** BEGIN Dataset excerpt **

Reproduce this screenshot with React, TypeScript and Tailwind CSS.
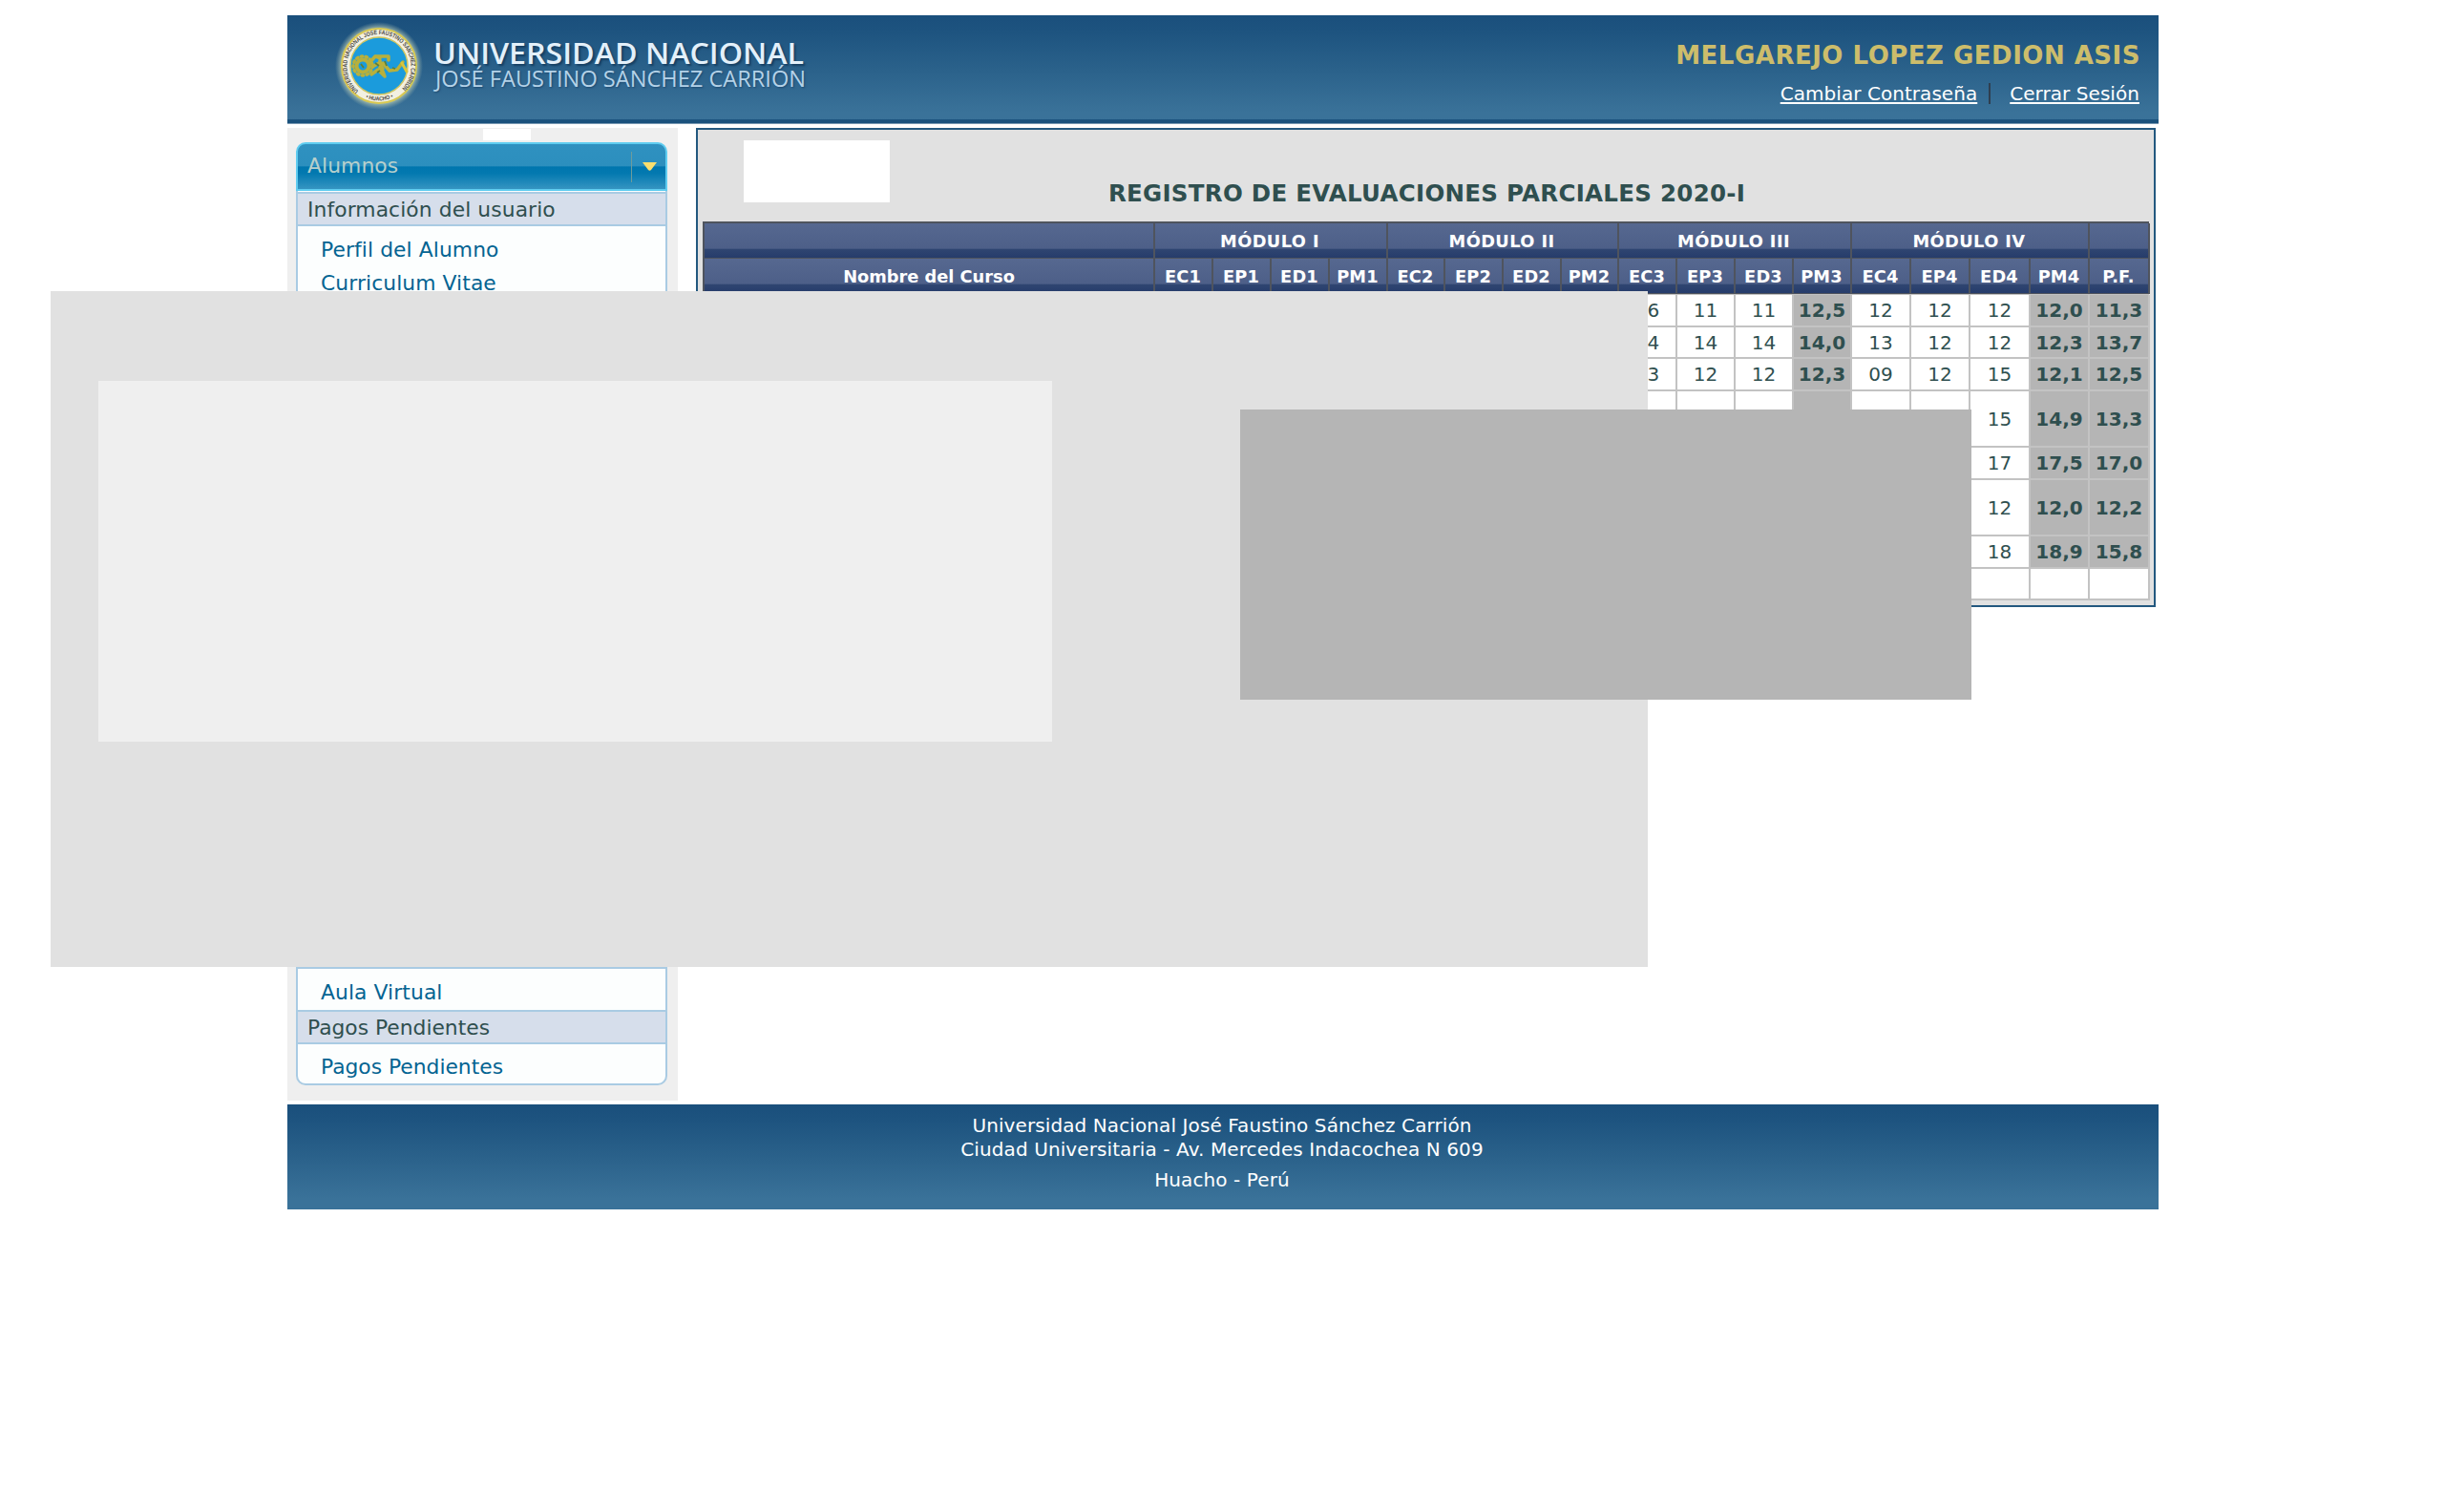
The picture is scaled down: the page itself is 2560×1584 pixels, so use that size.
import React from "react";

const items = (a: string) => a.split(" ");
const cols =
  "grid grid-cols-[472px_61px_61px_61px_61px_60px_61px_61px_60px_61px_61px_61px_61px_62px_62px_63px_62px_63px]";
const dark = "border-r-2 border-b border-[#4f545e]";

const heads = items("EC1 EP1 ED1 PM1 EC2 EP2 ED2 PM2 EC3 EP3 ED3 PM3 EC4 EP4 ED4 PM4 P.F.");
const rows: { h: string; v: string[] }[] = [
  { h: "h-[34px]", v: items("16 11 11 12,5 12 12 12 12,0 11,3") },
  { h: "h-[33px]", v: items("14 14 14 14,0 13 12 12 12,3 13,7") },
  { h: "h-[34px]", v: items("13 12 12 12,3 09 12 15 12,1 12,5") },
  { h: "h-[59px]", v: ["", "", "", "", "", "", "15", "14,9", "13,3"] },
  { h: "h-[34px]", v: ["", "", "", "", "", "", "17", "17,5", "17,0"] },
  { h: "h-[59px]", v: ["", "", "", "", "", "", "12", "12,0", "12,2"] },
  { h: "h-[34px]", v: ["", "", "", "", "", "", "18", "18,9", "15,8"] },
  { h: "h-[33px]", v: ["", "", "", "", "", "", "", "", ""] },
];

function Seal() {
  return (
    <svg className="h-[106px] w-[96px] shrink-0" viewBox="0 0 96 106" fontFamily="Liberation Sans, sans-serif">
      <defs>
        <radialGradient id="halo">
          <stop offset="0.82" stopColor="#d9e2b8" stopOpacity="0.85" />
          <stop offset="1" stopColor="#9fb8b0" stopOpacity="0" />
        </radialGradient>
        <path id="arc" d="M26.500 79.200A33.500 33.500 0 1 1 69.500 79.200" />
        <path id="low" d="M32 85.500Q48 93.500 64 85.500" />
      </defs>
      <circle cx="48" cy="53" r="46" fill="url(#halo)" />
      <circle cx="48" cy="53" r="39" fill="#f3f0e2" stroke="#d8c852" strokeWidth="2" />
      <circle cx="48" cy="53" r="30" fill="#1b9bdc" stroke="#cfc663" strokeWidth="1.500" />
      <text fontSize="6.500" fontWeight="bold" fill="#4b4a46">
        <textPath href="#arc" textLength="160" lengthAdjust="spacingAndGlyphs">UNIVERSIDAD NACIONAL JOSE FAUSTINO SANCHEZ CARRION</textPath>
      </text>
      <text fontSize="6" fontWeight="bold" fill="#4b4a46">
        <textPath href="#low" startOffset="2" textLength="30" lengthAdjust="spacingAndGlyphs">• HUACHO •</textPath>
      </text>
      <g fill="none" stroke="#b8b03c" strokeLinecap="round" strokeLinejoin="round">
        <circle cx="31" cy="53" r="10" strokeWidth="3.500" strokeDasharray="1.500 3.500" />
        <circle cx="31" cy="53" r="6.500" strokeWidth="4" />
        <path strokeWidth="3.500" d="M38 50l6-7 5 2M41 54l7-4 4 6M44 43h14v4M49 47v8M40 62l7-5 6 6M51 56l3 8M52 50l7 8 8-1 6-8" />
        <path strokeWidth="3" stroke="#d9c53c" d="M72 50l5 9" />
      </g>
      <path d="M44 50l4 3M54 48l2 5M29 51l3 4M46 60l3-2M62 55l3 1" stroke="#5d7f3a" strokeWidth="1.800" />
    </svg>
  );
}

function Header() {
  return (
    <header className="flex h-[114px] w-[1960px] justify-between border-b border-b-[#7898b2] bg-[linear-gradient(#1a4f7c_0%,#1d537f_14%,#2b628b_52%,#3a7299_90%,#3a7299_96%,#1a517c_97%)]">
      <div className="flex pl-[48px]">
        <Seal />
        <svg className="h-[100px] w-[410px]" viewBox="0 0 410 100" fontFamily="Open Sans, sans-serif">
          <text
            x="9"
            y="50.500"
            fontSize="31"
            fontWeight="600"
            fill="#e3f0fa"
            textLength="388"
            lengthAdjust="spacingAndGlyphs"
            className="[text-shadow:2px_2px_2px_#163f62]"
          >
            UNIVERSIDAD NACIONAL
          </text>
          <text
            x="11"
            y="74.500"
            fontSize="23.500"
            fill="#b4d2e8"
            textLength="388"
            lengthAdjust="spacingAndGlyphs"
            className="[text-shadow:1px_1px_2px_#1d4a70]"
          >
            JOSÉ FAUSTINO SÁNCHEZ CARRIÓN
          </text>
        </svg>
      </div>
      <div className="flex flex-col items-end pr-5 pt-[26px] whitespace-nowrap">
        <div className="-mr-px h-[32px] text-[26px] leading-[32px] font-bold tracking-[0.5px] text-[#cdbd6b]">MELGAREJO LOPEZ GEDION ASIS</div>
        <div className="mt-[10px] flex h-[28px] items-center text-[20px] leading-[28px] tracking-[0.05px] text-white">
          <span className="underline decoration-2 underline-offset-2">Cambiar Contraseña</span>
          <span className="ml-[12px] mr-[20px] h-[22px] w-[2px] bg-[#2f3f50]" />
          <span className="underline decoration-2 underline-offset-2">Cerrar Sesión</span>
        </div>
      </div>
    </header>
  );
}

function Sidebar() {
  return (
    <nav className="flex h-[1019px] w-[409px] flex-col bg-[#efefef] pl-[9px] text-[21.800px] tracking-[0.1px] whitespace-nowrap">
      <div className="ml-[196px] mt-px h-[12px] w-[50px] bg-white" />
      <div className="mt-[2px] flex h-[51px] w-[389px] items-center justify-between rounded-t-[10px] border-2 border-[#5fccf0] bg-[linear-gradient(#2f91c0_0%,#2c8fbe_48%,#0076ae_51%,#0379b0_65%,#3594c1_100%)] pr-[9px] pl-[10px] text-[#b6cfcc]">
        <span>Alumnos</span>
        <div className="flex items-center gap-[11px]">
          <span className="h-[32px] w-px bg-[#6d9c9c]" />
          <svg className="h-[9px] w-[15px]" viewBox="0 0 15 9"><path d="M0 0H15L9 8Q7.500 9.500 6 8Z" fill="#fbdf6e" /></svg>
        </div>
      </div>
      <div className="flex h-[937px] w-[389px] flex-col rounded-b-[10px] border-x-2 border-b-2 border-[#a9cbe3] bg-[#fcfefe]">
        <div className="mt-px h-[36px] border-y-2 border-[#a9cbe3] bg-[#d6deeb] pl-[10px] leading-[33px] text-[#2f4f4f]">Información del usuario</div>
        <div className="flex grow flex-col pl-[24px] pt-[7px] leading-[36px] text-[#046492]">
          <span className="h-[35px]">Perfil del Alumno</span>
          <span className="h-[35px]">Curriculum Vitae</span>
        </div>
        <div className="flex h-[45px] items-center border-t-2 border-[#a9cbe3] pl-[24px] pt-[7px] text-[#046492]">Aula Virtual</div>
        <div className="h-[36px] border-y-2 border-[#a9cbe3] bg-[#d6deeb] pl-[10px] leading-[33px] tracking-normal text-[#2f4f4f]">Pagos Pendientes</div>
        <div className="flex h-[41px] items-center pt-[7px] pl-[24px] tracking-normal text-[#046492]">Pagos Pendientes</div>
      </div>
    </nav>
  );
}

const headBg = "bg-[linear-gradient(#566890_0%,#4d5f88_73%,#2f4571_75%,#263c6b_100%)] flex items-center justify-center";

function Grades() {
  return (
    <main className="flex h-[502px] w-[1529px] flex-col border-2 border-[#23587f] bg-[#e1e1e1] pl-[5px]">
      <div className="relative h-[96px] text-center">
        <div className="ml-[43px] mt-[11px] h-[65px] w-[153px] bg-white" />
        <div className="absolute inset-x-0 top-[51px] pr-[3px] text-[24.500px] leading-[32px] font-bold tracking-[0.280px] text-[#2f4f4f]">REGISTRO DE EVALUACIONES PARCIALES 2020-I</div>
      </div>
      <div className="w-[1515px] border-l-2 border-t-2 border-[#4f545e] text-[17.800px] font-bold text-white">
        <div className={cols + " h-[37px]"}>
          <div className={dark + " " + headBg} />
          {["MÓDULO I", "MÓDULO II", "MÓDULO III", "MÓDULO IV"].map((m) => (
            <div key={m} className={dark + " col-span-4 pt-[3px] pr-[2px] tracking-[0.4px] " + headBg}>{m}</div>
          ))}
          <div className={dark + " " + headBg} />
        </div>
        <div className={cols + " h-[37px]"}>
          <div className={dark + " pt-[3px] " + headBg}>Nombre del Curso</div>
          {heads.map((m) => (
            <div key={m} className={dark + " pt-[3px] pr-px tracking-[0.2px] " + headBg}>{m}</div>
          ))}
        </div>
      </div>
      <div className="w-[1515px] border-l-2 border-t border-[#c3c3c3] text-[20px] text-[#2f4f4f]">
        {rows.map((r, i) => (
          <div key={i} className={cols + " " + r.h}>
            <div className="border-r-2 border-b-2 border-[#c3c3c3] bg-white" />
            {Array.from({ length: 17 }, (_, c) => (
              <div
                key={c}
                className={
                  "flex items-center justify-center border-r-2 border-b-2 border-[#c3c3c3] " +
                  (i < 7 && (c % 4 === 3 || c === 16) ? "bg-[#b5b5b5] font-bold" : "bg-white")
                }
              >
                {c >= 8 ? r.v[c - 8] : ""}
              </div>
            ))}
          </div>
        ))}
      </div>
    </main>
  );
}

export default function App() {
  return (
    <div className="relative h-[1584px] w-[2560px] overflow-hidden bg-white pt-4 pl-[301px] font-['DejaVu_Sans',sans-serif]">
      <Header />
      <div className="mt-[4px] flex gap-[19px]">
        <Sidebar />
        <Grades />
      </div>
      <footer className="mt-[4px] h-[110px] w-[1960px] bg-[linear-gradient(#1a4f7c_0%,#1d537f_14%,#2b628b_52%,#3a7299_90%)] pt-[10px] pr-[2px] text-center text-[20px] leading-[25px] tracking-[0.1px] text-white">
        <p>Universidad Nacional José Faustino Sánchez Carrión</p>
        <p>Ciudad Universitaria - Av. Mercedes Indacochea N 609</p>
        <p className="mt-[7px]">Huacho - Perú</p>
      </footer>
      <div className="absolute top-[305px] left-[53px] h-[708px] w-[1673px] bg-[#e1e1e1]" />
      <div className="absolute top-[399px] left-[103px] h-[378px] w-[999px] bg-[#efefef]" />
      <div className="absolute top-[429px] left-[1299px] h-[304px] w-[766px] bg-[#b5b5b5]" />
    </div>
  );
}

** END Dataset excerpt **

- Exercise prompt: Repeat, word for word and with no pictures, only the lines running from the beginning of the data to the line that contains "import React from".

- Task output:
Reproduce this screenshot with React, TypeScript and Tailwind CSS.
The picture is scaled down: the page itself is 2560×1584 pixels, so use that size.
import React from "react";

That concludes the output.